I learned finance within the listed derivatives market, having the distinct privilege in having my second financial markets job be at The Options Clearing Corporation. The OCC (not to be confused with the other OCC - Office of the Comptroller of the Currency) is the clearing house for listed equity derivatives, primarily, but not limited to, stock and stock index options. OCC is a not-for-profit, self regulatory organization, wholly owned by the derivatives exchanges for which it clears. The OCC is designed to eliminate risk by ensuring the capital adequacy of participants, known as clearing members, who legally hold the positions that result from trading options (and certain futures products).

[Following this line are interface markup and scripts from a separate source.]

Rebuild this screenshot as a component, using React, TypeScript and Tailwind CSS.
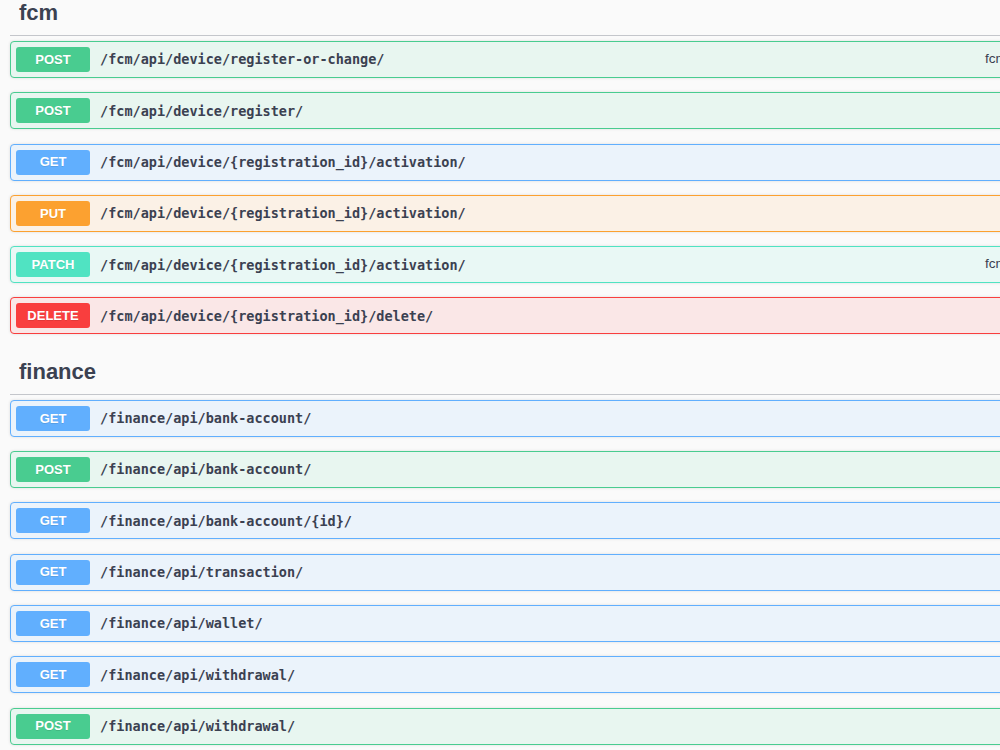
import React from "react";

type Method = "GET" | "POST" | "PUT" | "PATCH" | "DELETE";

type Op = {
  method: Method;
  path: string;
  desc?: string;
};

type Tag = {
  name: string;
  ops: Op[];
};

// swagger-ui palette, one set per method
const styles: Record<Method, { block: string; badge: string }> = {
  GET: {
    block: "border-[#61affe] bg-[#ebf3fb]",
    badge: "bg-[#61affe]",
  },
  POST: {
    block: "border-[#49cc90] bg-[#e8f6f0]",
    badge: "bg-[#49cc90]",
  },
  PUT: {
    block: "border-[#fca130] bg-[#fbf1e6]",
    badge: "bg-[#fca130]",
  },
  PATCH: {
    block: "border-[#50e3c2] bg-[#e9f8f5]",
    badge: "bg-[#50e3c2]",
  },
  DELETE: {
    block: "border-[#f93e3e] bg-[#fae7e7]",
    badge: "bg-[#f93e3e]",
  },
};

const tags: Tag[] = [
  {
    name: "fcm",
    ops: [
      { method: "POST", path: "/fcm/api/device/register-or-change/", desc: "fcm_api_device_register-or-change_create" },
      { method: "POST", path: "/fcm/api/device/register/" },
      { method: "GET", path: "/fcm/api/device/{registration_id}/activation/" },
      { method: "PUT", path: "/fcm/api/device/{registration_id}/activation/" },
      { method: "PATCH", path: "/fcm/api/device/{registration_id}/activation/", desc: "fcm_api_device_activation_partial_update" },
      { method: "DELETE", path: "/fcm/api/device/{registration_id}/delete/" },
    ],
  },
  {
    name: "finance",
    ops: [
      { method: "GET", path: "/finance/api/bank-account/" },
      { method: "POST", path: "/finance/api/bank-account/" },
      { method: "GET", path: "/finance/api/bank-account/{id}/" },
      { method: "GET", path: "/finance/api/transaction/" },
      { method: "GET", path: "/finance/api/wallet/" },
      { method: "GET", path: "/finance/api/withdrawal/" },
      { method: "POST", path: "/finance/api/withdrawal/" },
    ],
  },
];

function OpBlock({ op }: { op: Op }) {
  const s = styles[op.method];
  return (
    <div
      className={`mb-[14.3px] flex h-[37px] w-[1100px] items-center rounded-[4px] border px-[5px] shadow-[0_0_3px_rgba(0,0,0,0.12)] ${s.block}`}
    >
      <span
        className={`flex h-[25px] w-[74px] shrink-0 items-center justify-center rounded-[3px] font-['Liberation_Sans',Arial,sans-serif] text-[13px] font-bold text-white [text-shadow:0_1px_0_rgba(0,0,0,0.1)] ${s.badge}`}
      >
        {op.method}
      </span>
      <span className="ml-[10px] w-[885px] shrink-0 font-['DejaVu_Sans_Mono',monospace] text-[13.5px] font-bold text-[#3b4151]">
        {op.path}
      </span>
      {op.desc && (
        <span className="whitespace-nowrap font-['Liberation_Sans',Arial,sans-serif] text-[13.6px] text-[#3b4151]">
          {op.desc}
        </span>
      )}
    </div>
  );
}

export default function App() {
  return (
    <div className="h-[750px] w-full overflow-hidden bg-[#fafafa]">
      <div className="-mt-[10px] pl-[10px]">
        {tags.map((tag) => (
          <section key={tag.name}>
            <h3 className="mb-[5px] flex h-[46px] w-[1100px] items-center border-b border-[#c4c6cb] pl-[9px] font-['Liberation_Sans',Arial,sans-serif] text-[22px] font-bold text-[#3b4151]">
              {tag.name}
            </h3>
            {tag.ops.map((op, i) => (
              <OpBlock key={i} op={op} />
            ))}
          </section>
        ))}
      </div>
    </div>
  );
}
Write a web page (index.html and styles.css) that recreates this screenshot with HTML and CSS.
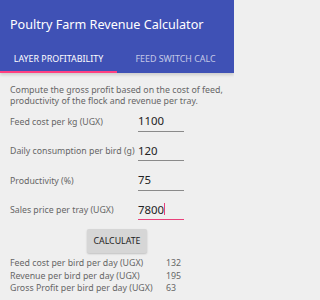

It is from this bias that I looked upon the significantly larger over the counter derivatives markets. There is no central counterparty for OTC derivatives. There is no authoritative source of price discovery. There is only complex instruments that are defined using master agreements created by the International Swaps and Derivatives Association (ISDA).
When I was in graduate school, there was frequent debate over certain OTC forward contracts as to whether they were standardized enough to be considered Futures contracts (a forward contract is an agreement to buy or sell something at a future date - a futures contract is a forward contract that has standardized delivery date and standardized delivery) and if so should they be regulated by the CFTC and traded on a Futures Exchange.
The tide turned in the later 1990s and into the 2000s along the following lines. The SEC and CFTC would continue to protect the small investor, while at the same time freeing up the sophisticated professional market participants who did not require regulation. Under this laissez-faire environment entirely new financial innovations and structures were created including hedge funds, credit derivatives, and securitization. The Glass-Steagall Act enacted during the great depression that created a firewall between investment banking and commerical banking was repealed using the argument that America could not be competitive in the global banking arena with such arcane and outmoded regulation.
An article appeared in Atlantic Monthly entitled The Market as God - convincingly showing how we had deified the market place as being both omniscient (all knowing) and omnipotent(all powerful).
By 2006, the amount of leverage held by banks was absurd. Each major investment bank controlled trillions dollars in assets based upon a meager amount of equity in the neighborhood of 30 billion dollars. There were no longer any controls and worse yet the commercial banking sector was no longer immune to this speculation.
Which leads me back to the initial concept - my bias and view that an effective self regulatory structure can work if done properly. And from my perspective, the structure created for the US listed options markets, which has been replicated globally, can serve as the effective model for appropriate governance and controls without creating an inefficient over regulated market place that cannot thrive.
John Lothian's newsletters featured this perspective using quotes from industry titans...
Hard look at legacy
Alan Greenspan championed derivatives and rejected regulation, an approach some blame for the current crisis.
"Not only have individual financial institutions become less vulnerable to shocks from underlying risk factors, but also the financial system as a whole has become more resilient." -- Alan Greenspan, then Federal Reserve chairman, 2004
George Soros, the prominent financier, avoids using the financial contracts known as derivatives "because we don't really understand how they work."
Felix G. Rohatyn, the investment banker who saved New York from financial catastrophe in the 1970s, described derivatives as potential "hydrogen bombs."
And Warren Buffett presciently observed five years ago that derivatives were "financial weapons of mass destruction, carrying dangers that, while now latent, are potentially lethal."